Revival plan to be given to DGCA, says KFA

Crisis-ridden Kingfisher Airlines (KFA) on Tuesday said it is working on a comprehensive revival plan which will be given to aviation regulator DGCA in the next few weeks.

“We are working on a comprehensive plan which will address the interests of all stakeholders and this will be submitted to DGCA,” an airline spokesperson said when asked about their plans to get the suspension of its scheduled operator’s permit (SOP), valid till this year-end, revoked.

The Directorate General of Civil Aviation (DGCA) had suspended Kingfisher’s SOP on October 19 till further orders after a lockout and its failure to come up with a viable plan of financial and operational revival. DGCA had said Kingfisher had failed to run a “safe, efficient and reliable operation”.

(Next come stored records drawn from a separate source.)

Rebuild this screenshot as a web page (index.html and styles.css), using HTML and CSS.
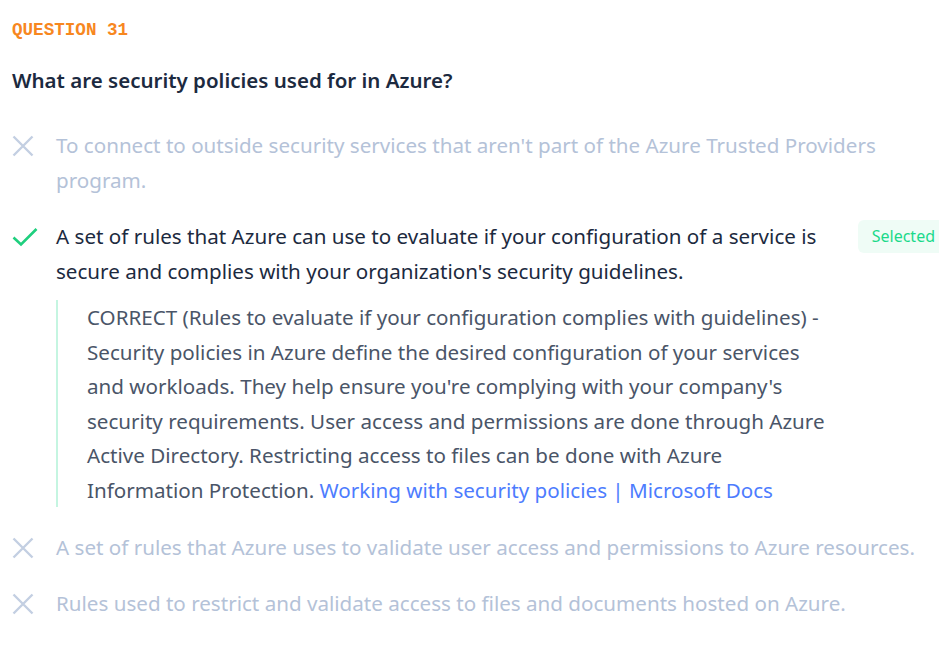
FILE: index.html
```html
<!DOCTYPE html>
<html>
<head>
<meta charset="utf-8">
<link rel="stylesheet" href="styles.css">
</head>
<body>
<div class="page">
  <div class="qlabel">QUESTION 31</div>
  <h2 class="question">What are security policies used for in Azure?</h2>
  <ul class="options">
    <li class="option wrong">
      <span class="icon"><svg width="22" height="22" viewBox="0 0 22 22"><path d="M1.5 1.5L20.5 20.5M20.5 1.5L1.5 20.5" stroke="#c3cfe2" stroke-width="2.4" fill="none"/></svg></span>
      <div class="otext">To connect to outside security services that aren't part of the Azure Trusted Providers program.</div>
    </li>
    <li class="option right">
      <span class="icon"><svg width="26" height="20" viewBox="0 0 26 20"><path d="M1.5 10.5L9 17.5L24.5 2" stroke="#1fcf7e" stroke-width="2.6" fill="none"/></svg></span>
      <div class="obody">
        <div class="otext">A set of rules that Azure can use to evaluate if your configuration of a service is secure and complies with your organization's security guidelines.</div>
        <div class="explain">CORRECT (Rules to evaluate if your configuration complies with guidelines) - Security policies in Azure define the desired configuration of your services and workloads. They help ensure you're complying with your company's security requirements. User access and permissions are done through Azure Active Directory. Restricting access to files can be done with Azure Information Protection. <a href="#">Working with security policies | Microsoft Docs</a></div>
      </div>
      <span class="badge">Selected</span>
    </li>
    <li class="option wrong">
      <span class="icon"><svg width="22" height="22" viewBox="0 0 22 22"><path d="M1.5 1.5L20.5 20.5M20.5 1.5L1.5 20.5" stroke="#c3cfe2" stroke-width="2.4" fill="none"/></svg></span>
      <div class="otext">A set of rules that Azure uses to validate user access and permissions to Azure resources.</div>
    </li>
    <li class="option wrong">
      <span class="icon"><svg width="22" height="22" viewBox="0 0 22 22"><path d="M1.5 1.5L20.5 20.5M20.5 1.5L1.5 20.5" stroke="#c3cfe2" stroke-width="2.4" fill="none"/></svg></span>
      <div class="otext">Rules used to restrict and validate access to files and documents hosted on Azure.</div>
    </li>
  </ul>
</div>
</body>
</html>
```
FILE: styles.css
```css
html, body {
  margin: 0;
  padding: 0;
  background: #ffffff;
}
.page {
  padding: 18px 0 0 12px;
  font-family: "Noto Sans", "Open Sans", sans-serif;
}
.qlabel {
  font-family: "Liberation Mono", monospace;
  font-weight: bold;
  font-size: 17.6px;
  line-height: 24px;
  color: #f7871f;
}
.question {
  margin: 26px 0 0 0;
  font-size: 20.5px;
  line-height: 24px;
  font-weight: 600;
  color: #1c2a40;
}
.options {
  list-style: none;
  margin: 36px 0 0 0;
  padding: 0;
}
.option {
  display: flex;
  align-items: flex-start;
  margin-bottom: 21px;
  font-size: 20.6px;
  line-height: 35px;
}
.option.right {
  margin-bottom: 23px;
}
.icon {
  width: 44px;
  flex: none;
  height: 35px;
  display: flex;
  align-items: center;
}
.otext {
  flex: 1;
}
.wrong .otext {
  color: #b4c2d8;
}
.obody {
  flex: 1;
  max-width: 779px;
}
.right .otext {
  color: #1c2a40;
}
.explain {
  margin-top: 11px;
  border-left: 2px solid #c5f5e1;
  padding-left: 29px;
  color: #4a5568;
  line-height: 34.5px;
}
.explain a {
  color: #4d7cfe;
  text-decoration: none;
}
.badge {
  margin-left: auto;
  margin-top: 1px;
  background: #effcf6;
  color: #1ad98a;
  font-size: 16px;
  line-height: 33px;
  padding: 0 4px 0 14px;
  border-radius: 6px 0 0 6px;
  flex: none;
}
```
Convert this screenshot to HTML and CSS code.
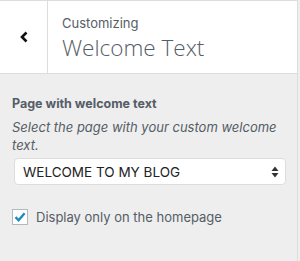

The SOP suspension came after a lockout by the management on October 1 following an impasse with its employees who struck work from September 30 demanding payment of overdue salaries.

The lockout was lifted on October 25. Airline sources said Kingfisher’s plan is likely to be submitted to the DGCA in the next few weeks.

It would have to submit to DGCA a financial and operational plan to revive the airline and its operations. The services can be restored only after the regulator is convinced that the carrier can provide safe and sustainable operations.

Asked about renewal of Kingfisher’s SOP after it expired on December 31, 2012, official sources said a suspended SOP must first be revived. It can be renewed and extended beyond the expiry date only if it is valid and not suspended.

Consultations to follow

The sources said once Kingfisher submits the plan, DGCA would hold consultations with airport operators, oil companies and other agencies to which the airline owes money, before considering giving it the clearance to fly again.
The government is concerned about how the cash-strapped carrier would pay its dues to its service providers, including airport operators, aircraft lessors and oil companies. The officials said the government did not want a situation where the airline, which was on cash-and-carry mode for almost all service providers, restarted operations and then kept flying in fits and starts, as has been happening since last year-end.
Among the first private carriers that came into being after the government opened up the aviation sector in 1990-91, East-West and ModiLuft closed down within 5-6 years after launching operations.
Similarly, Damania Airways started operations in 1993 and shut down four years later, while Archana Airways, which operated a fleet of small aircraft, closed down in 1999 after eight years of operations.